Junk of Pork is a small sea stack islet in Portland, Maine. It is located 4.5 miles offshore in outer Casco Bay, next to Outer Green Island, and is owned by the Maine Department of Inland Fisheries and Wildlife as part of the Alan E. Hutchinson (Coast of Maine) Wildlife Management Area. It is one of three Maine Islands of the same name.

==Description==
The oblong islet is approximately 200 feet long by 50 feet wide and 40 feet tall at its peak. Junk of Pork has only sparse, grassy vegetation, but is a roosting or nesting site for seabirds, including common eider, black guillemot, American herring gull, common tern, double-crested cormorant and osprey. Outer Green Island is 800 feet to the northwest and at very low tides the islands can connect.

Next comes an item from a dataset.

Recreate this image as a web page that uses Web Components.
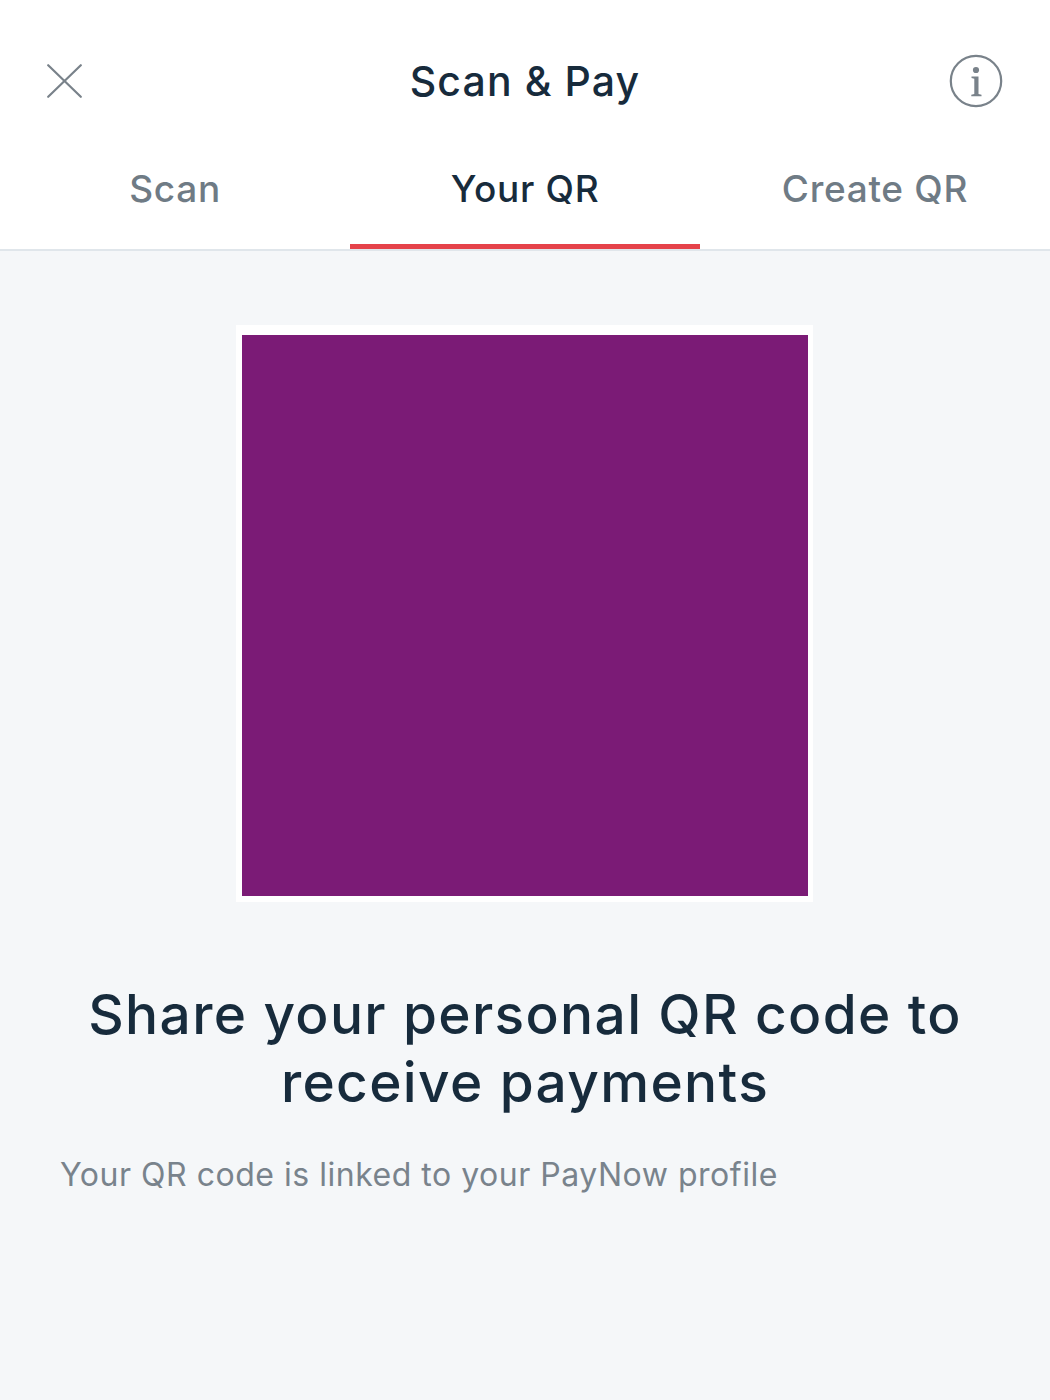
<!DOCTYPE html>
<html>
  <head>
    <meta charset="utf-8" />
    <title>Scan &amp; Pay</title>
    <style>
      html, body { margin: 0; height: 100%; }
      body {
        font-family: Inter, "Liberation Sans", sans-serif;
        background: #f5f7f9;
        color: #172b3c;
      }
    </style>
  </head>

  <body>
    <scan-page>
      <top-bar>Scan &amp; Pay</top-bar>
      <tab-bar>
        <tab-item>Scan</tab-item>
        <tab-item active>Your QR</tab-item>
        <tab-item>Create QR</tab-item>
      </tab-bar>
      <qr-panel></qr-panel>
      <share-text>
        <span slot="title">Share your personal QR code to receive payments</span>
        Your QR code is linked to your PayNow profile
      </share-text>
    </scan-page>

    <script type="module">
      class ScanPage extends HTMLElement {
        constructor() {
          super();
          this.attachShadow({ mode: "open" });
          this.shadowRoot.innerHTML = `
            <style>
              :host { display: flex; flex-direction: column; min-height: 1400px; }
            </style>
            <slot></slot>`;
        }
      }

      class TopBar extends HTMLElement {
        constructor() {
          super();
          this.attachShadow({ mode: "open" });
          this.shadowRoot.innerHTML = `
            <style>
              :host {
                display: flex;
                align-items: center;
                justify-content: space-between;
                height: 162px;
                padding: 0 47px;
                box-sizing: border-box;
                background: #fff;
              }
              h1 {
                margin: 0;
                font-size: 41px;
                font-weight: 500;
                line-height: 48px;
                letter-spacing: 1.1px;
                color: #172b3c;
              }
              svg { display: block; }
            </style>
            <svg width="54" height="34" viewBox="0 0 54 34" fill="none" stroke="#79828a" stroke-width="2.2" stroke-linecap="round">
              <path d="M1.2 1.2 33.8 32.8M33.8 1.2 1.2 32.8" />
            </svg>
            <h1><slot></slot></h1>
            <svg width="54" height="54" viewBox="0 0 54 54">
              <circle cx="27" cy="27" r="25.2" fill="none" stroke="#79828a" stroke-width="2.2" />
              <circle cx="27" cy="16" r="3.1" fill="#79828a" />
              <path fill="#79828a" d="M22.5 22.5h7v17.4l3 .8v1.5h-10.2v-1.5l3-.8V24.8l-2.8-.8z" />
            </svg>`;
        }
      }

      class TabBar extends HTMLElement {
        constructor() {
          super();
          this.attachShadow({ mode: "open" });
          this.shadowRoot.innerHTML = `
            <style>
              :host {
                display: grid;
                grid-template-columns: repeat(3, 1fr);
                height: 89px;
                box-sizing: border-box;
                background: #fff;
                border-bottom: 2px solid #e0e6eb;
              }
            </style>
            <slot></slot>`;
        }
      }

      class TabItem extends HTMLElement {
        constructor() {
          super();
          this.attachShadow({ mode: "open" });
          this.shadowRoot.innerHTML = `
            <style>
              :host {
                display: flex;
                justify-content: center;
                padding-top: 3px;
                height: 87px;
                box-sizing: border-box;
                font-size: 37px;
                font-weight: 500;
                line-height: 48px;
                letter-spacing: 0.7px;
                color: #6f7b85;
              }
              :host([active]) {
                color: #172b3c;
                border-bottom: 5px solid #e5424a;
              }
            </style>
            <slot></slot>`;
        }
      }

      class QrPanel extends HTMLElement {
        constructor() {
          super();
          this.attachShadow({ mode: "open" });
          this.shadowRoot.innerHTML = `
            <style>
              :host {
                display: flex;
                justify-content: center;
                padding-top: 74px;
                padding-right: 1px;
              }
              .frame {
                background: #fff;
                padding: 10px 5px 6px 6px;
              }
              .code {
                width: 566px;
                height: 561px;
                background: #7b1b76;
              }
            </style>
            <div class="frame"><div class="code"></div></div>`;
        }
      }

      class ShareText extends HTMLElement {
        constructor() {
          super();
          this.attachShadow({ mode: "open" });
          this.shadowRoot.innerHTML = `
            <style>
              :host {
                display: block;
                padding: 78px 60px 0;
              }
              h2 {
                margin: 0;
                font-size: 55px;
                font-weight: 500;
                line-height: 68px;
                letter-spacing: 1.35px;
                text-align: center;
                color: #172b3c;
              }
              p {
                margin: 37px 0 0;
                font-size: 32px;
                line-height: 44px;
                letter-spacing: 0.52px;
                color: #79838c;
              }
            </style>
            <h2><slot name="title"></slot></h2>
            <p><slot></slot></p>`;
        }
      }

      window.customElements.define("scan-page", ScanPage);
      window.customElements.define("top-bar", TopBar);
      window.customElements.define("tab-bar", TabBar);
      window.customElements.define("tab-item", TabItem);
      window.customElements.define("qr-panel", QrPanel);
      window.customElements.define("share-text", ShareText);
    </script>
  </body>
</html>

==History and nomenclature==
Junk is an antiquated nineteenth century rhyming slang term for a hunk or chunk. The island may be named for its resemblance to a slab of meat, or for the folkloric bartered purchase of the island from the Pejepscot Wabanakiyak.

In January 1891, the coal schooner Ada Barker went aground on Junk of Pork near Outer Green Island. The crew clambered onto the rock along the collapsed foremast, with minutes to spare before the waves smashed the ship. The crew survived on the rock until the U.S. revenue cutter Levi Woodbury rescued them after hours of exposure to the storm.